_SUPPLIED INFORMATION_.
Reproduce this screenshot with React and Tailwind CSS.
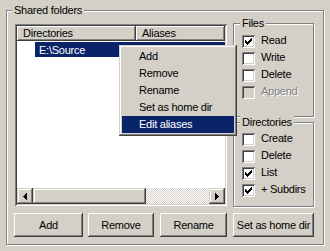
import React from "react";

const raised = "shadow-[inset_-1px_-1px_#404040,inset_1px_1px_#fff,inset_-2px_-2px_#808080]";
const raisedSoft = "shadow-[inset_-1px_-1px_#404040,inset_1px_1px_#d4d0c8,inset_-2px_-2px_#808080,inset_2px_2px_#fff]";
const sunken = "shadow-[inset_1px_1px_#808080,inset_-1px_-1px_#fff,inset_2px_2px_#404040,inset_-2px_-2px_#d4d0c8]";

function Check() {
  return (
    <svg width="7" height="7" viewBox="0 0 7 7" shapeRendering="crispEdges" className="block">
      <path
        d="M6 0h1v1h-1z M5 1h2v1h-2z M0 2h1v1h-1z M4 2h3v1h-3z M0 3h2v1h-2z M3 3h3v1h-3z M0 4h5v1h-5z M1 5h3v1h-3z M2 6h1v1h-1z"
        fill="#000"
      />
    </svg>
  );
}

function CheckBox({ label, checked, disabled }) {
  return (
    <div className="flex items-center h-[13px] gap-[6px]">
      <div className={`w-[13px] h-[13px] shrink-0 p-[3px] ${disabled ? "bg-[#d4d0c8]" : "bg-white"} ${sunken}`}>
        {checked && <Check />}
      </div>
      <span className={`leading-[13px] -mt-[2px] ${disabled ? "text-[#808080] [text-shadow:1px_1px_0_#fff]" : ""}`}>
        {label}
      </span>
    </div>
  );
}

function GroupBox({ title, labelClass, className, children }) {
  return (
    <div className={`relative border border-[#808080] shadow-[inset_1px_1px_#fff,1px_1px_#fff] ${className}`}>
      <span className={`absolute top-[-7px] bg-[#d4d0c8] px-[2px] leading-[13px] whitespace-nowrap ${labelClass}`}>
        {title}
      </span>
      {children}
    </div>
  );
}

function Button({ children, className }) {
  return (
    <div className={`h-[24px] flex items-center justify-center bg-[#d4d0c8] ${raised} ${className}`}>
      <span className="leading-[13px]">{children}</span>
    </div>
  );
}

function ArrowLeft() {
  return (
    <svg width="4" height="7" viewBox="0 0 4 7" shapeRendering="crispEdges" className="block">
      <path d="M3 0h1v7h-1z M2 1h1v5h-1z M1 2h1v3h-1z M0 3h1v1h-1z" fill="#000" />
    </svg>
  );
}

function ArrowRight() {
  return (
    <svg width="4" height="7" viewBox="0 0 4 7" shapeRendering="crispEdges" className="block">
      <path d="M0 0h1v7h-1z M1 1h1v5h-1z M2 2h1v3h-1z M3 3h1v1h-1z" fill="#000" />
    </svg>
  );
}

const menuItems = ["Add", "Remove", "Rename", "Set as home dir", "Edit aliases"];

export default function App() {
  return (
    <div
      className="relative w-[330px] h-[251px] bg-[#d4d0c8] overflow-hidden pt-[10px] pl-[6px] text-[11px] text-black leading-[13px] tracking-[-0.25px]"
      style={{ fontFamily: '"Liberation Sans", Arial, sans-serif' }}
    >
      <GroupBox title="Shared folders" labelClass="left-[5px]" className="w-[318px] h-[235px] pt-[13px] pl-[8px]">
        <div className="flex items-start">
          {/* List view */}
          <div className={`w-[212px] h-[182px] p-[2px] bg-white flex flex-col ${sunken}`}>
            <div className="flex h-[15px] bg-[#d4d0c8]">
              <div className={`w-[119px] h-full pl-[6px] pt-[1px] ${raised}`}>Directories</div>
              <div className={`flex-1 h-full pl-[6px] pt-[1px] ${raised}`}>Aliases</div>
            </div>
            <div className="flex-1">
              <div className="mt-[1px] ml-[18px] h-[15px] bg-[#0a246a] text-white pl-[4px] pt-[2px]">E:\Source</div>
            </div>
            <div className="flex h-[16px]">
              <div className={`w-[16px] h-full flex items-center justify-center bg-[#d4d0c8] ${raisedSoft}`}>
                <ArrowLeft />
              </div>
              <div className={`w-[113px] h-full bg-[#d4d0c8] ${raisedSoft}`} />
              <div className="flex-1 h-full bg-[repeating-conic-gradient(#fff_0_25%,#d4d0c8_0_50%)] bg-[length:2px_2px]" />
              <div className={`w-[16px] h-full flex items-center justify-center bg-[#d4d0c8] ${raisedSoft}`}>
                <ArrowRight />
              </div>
            </div>
          </div>

          {/* Permissions */}
          <div className="ml-[6px] -mt-[1px] flex flex-col">
            <GroupBox title="Files" labelClass="left-[6px]" className="w-[81px] h-[94px] pt-[11px] pl-[8px]">
              <div className="flex flex-col gap-[4px]">
                <CheckBox label="Read" checked />
                <CheckBox label="Write" />
                <CheckBox label="Delete" />
                <CheckBox label="Append" disabled />
              </div>
            </GroupBox>
            <GroupBox title="Directories" labelClass="left-[6px]" className="mt-[5px] w-[81px] h-[85px] pt-[10px] pl-[8px]">
              <div className="flex flex-col gap-[4px]">
                <CheckBox label="Create" />
                <CheckBox label="Delete" />
                <CheckBox label="List" checked />
                <CheckBox label="+ Subdirs" checked />
              </div>
            </GroupBox>
          </div>
        </div>

        <div className="flex mt-[6px] -ml-[1px]">
          <Button className="w-[69px]">Add</Button>
          <Button className="w-[66px] ml-[5px]">Remove</Button>
          <Button className="w-[67px] ml-[6px]">Rename</Button>
          <Button className="w-[81px] ml-[6px]">Set as home dir</Button>
        </div>
      </GroupBox>

      {/* Context menu */}
      <div className={`absolute left-[119px] top-[45px] w-[118px] p-[3px] bg-[#d4d0c8] ${raisedSoft}`}>
        {menuItems.map((item, i) => (
          <div
            key={item}
            className={`h-[17px] pl-[17px] flex items-center ${i === 4 ? "bg-[#0a246a] text-white" : ""}`}
          >
            {item}
          </div>
        ))}
      </div>
    </div>
  );
}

_PROMPT_. Leaving out the pictures, repeat the data above exactly.

_WRITTEN SOLUTION_.
Reproduce this screenshot with React and Tailwind CSS.
import React from "react";

const raised = "shadow-[inset_-1px_-1px_#404040,inset_1px_1px_#fff,inset_-2px_-2px_#808080]";
const raisedSoft = "shadow-[inset_-1px_-1px_#404040,inset_1px_1px_#d4d0c8,inset_-2px_-2px_#808080,inset_2px_2px_#fff]";
const sunken = "shadow-[inset_1px_1px_#808080,inset_-1px_-1px_#fff,inset_2px_2px_#404040,inset_-2px_-2px_#d4d0c8]";

function Check() {
  return (
    <svg width="7" height="7" viewBox="0 0 7 7" shapeRendering="crispEdges" className="block">
      <path
        d="M6 0h1v1h-1z M5 1h2v1h-2z M0 2h1v1h-1z M4 2h3v1h-3z M0 3h2v1h-2z M3 3h3v1h-3z M0 4h5v1h-5z M1 5h3v1h-3z M2 6h1v1h-1z"
        fill="#000"
      />
    </svg>
  );
}

function CheckBox({ label, checked, disabled }) {
  return (
    <div className="flex items-center h-[13px] gap-[6px]">
      <div className={`w-[13px] h-[13px] shrink-0 p-[3px] ${disabled ? "bg-[#d4d0c8]" : "bg-white"} ${sunken}`}>
        {checked && <Check />}
      </div>
      <span className={`leading-[13px] -mt-[2px] ${disabled ? "text-[#808080] [text-shadow:1px_1px_0_#fff]" : ""}`}>
        {label}
      </span>
    </div>
  );
}

function GroupBox({ title, labelClass, className, children }) {
  return (
    <div className={`relative border border-[#808080] shadow-[inset_1px_1px_#fff,1px_1px_#fff] ${className}`}>
      <span className={`absolute top-[-7px] bg-[#d4d0c8] px-[2px] leading-[13px] whitespace-nowrap ${labelClass}`}>
        {title}
      </span>
      {children}
    </div>
  );
}

function Button({ children, className }) {
  return (
    <div className={`h-[24px] flex items-center justify-center bg-[#d4d0c8] ${raised} ${className}`}>
      <span className="leading-[13px]">{children}</span>
    </div>
  );
}

function ArrowLeft() {
  return (
    <svg width="4" height="7" viewBox="0 0 4 7" shapeRendering="crispEdges" className="block">
      <path d="M3 0h1v7h-1z M2 1h1v5h-1z M1 2h1v3h-1z M0 3h1v1h-1z" fill="#000" />
    </svg>
  );
}

function ArrowRight() {
  return (
    <svg width="4" height="7" viewBox="0 0 4 7" shapeRendering="crispEdges" className="block">
      <path d="M0 0h1v7h-1z M1 1h1v5h-1z M2 2h1v3h-1z M3 3h1v1h-1z" fill="#000" />
    </svg>
  );
}

const menuItems = ["Add", "Remove", "Rename", "Set as home dir", "Edit aliases"];

export default function App() {
  return (
    <div
      className="relative w-[330px] h-[251px] bg-[#d4d0c8] overflow-hidden pt-[10px] pl-[6px] text-[11px] text-black leading-[13px] tracking-[-0.25px]"
      style={{ fontFamily: '"Liberation Sans", Arial, sans-serif' }}
    >
      <GroupBox title="Shared folders" labelClass="left-[5px]" className="w-[318px] h-[235px] pt-[13px] pl-[8px]">
        <div className="flex items-start">
          {/* List view */}
          <div className={`w-[212px] h-[182px] p-[2px] bg-white flex flex-col ${sunken}`}>
            <div className="flex h-[15px] bg-[#d4d0c8]">
              <div className={`w-[119px] h-full pl-[6px] pt-[1px] ${raised}`}>Directories</div>
              <div className={`flex-1 h-full pl-[6px] pt-[1px] ${raised}`}>Aliases</div>
            </div>
            <div className="flex-1">
              <div className="mt-[1px] ml-[18px] h-[15px] bg-[#0a246a] text-white pl-[4px] pt-[2px]">E:\Source</div>
            </div>
            <div className="flex h-[16px]">
              <div className={`w-[16px] h-full flex items-center justify-center bg-[#d4d0c8] ${raisedSoft}`}>
                <ArrowLeft />
              </div>
              <div className={`w-[113px] h-full bg-[#d4d0c8] ${raisedSoft}`} />
              <div className="flex-1 h-full bg-[repeating-conic-gradient(#fff_0_25%,#d4d0c8_0_50%)] bg-[length:2px_2px]" />
              <div className={`w-[16px] h-full flex items-center justify-center bg-[#d4d0c8] ${raisedSoft}`}>
                <ArrowRight />
              </div>
            </div>
          </div>

          {/* Permissions */}
          <div className="ml-[6px] -mt-[1px] flex flex-col">
            <GroupBox title="Files" labelClass="left-[6px]" className="w-[81px] h-[94px] pt-[11px] pl-[8px]">
              <div className="flex flex-col gap-[4px]">
                <CheckBox label="Read" checked />
                <CheckBox label="Write" />
                <CheckBox label="Delete" />
                <CheckBox label="Append" disabled />
              </div>
            </GroupBox>
            <GroupBox title="Directories" labelClass="left-[6px]" className="mt-[5px] w-[81px] h-[85px] pt-[10px] pl-[8px]">
              <div className="flex flex-col gap-[4px]">
                <CheckBox label="Create" />
                <CheckBox label="Delete" />
                <CheckBox label="List" checked />
                <CheckBox label="+ Subdirs" checked />
              </div>
            </GroupBox>
          </div>
        </div>

        <div className="flex mt-[6px] -ml-[1px]">
          <Button className="w-[69px]">Add</Button>
          <Button className="w-[66px] ml-[5px]">Remove</Button>
          <Button className="w-[67px] ml-[6px]">Rename</Button>
          <Button className="w-[81px] ml-[6px]">Set as home dir</Button>
        </div>
      </GroupBox>

      {/* Context menu */}
      <div className={`absolute left-[119px] top-[45px] w-[118px] p-[3px] bg-[#d4d0c8] ${raisedSoft}`}>
        {menuItems.map((item, i) => (
          <div
            key={item}
            className={`h-[17px] pl-[17px] flex items-center ${i === 4 ? "bg-[#0a246a] text-white" : ""}`}
          >
            {item}
          </div>
        ))}
      </div>
    </div>
  );
}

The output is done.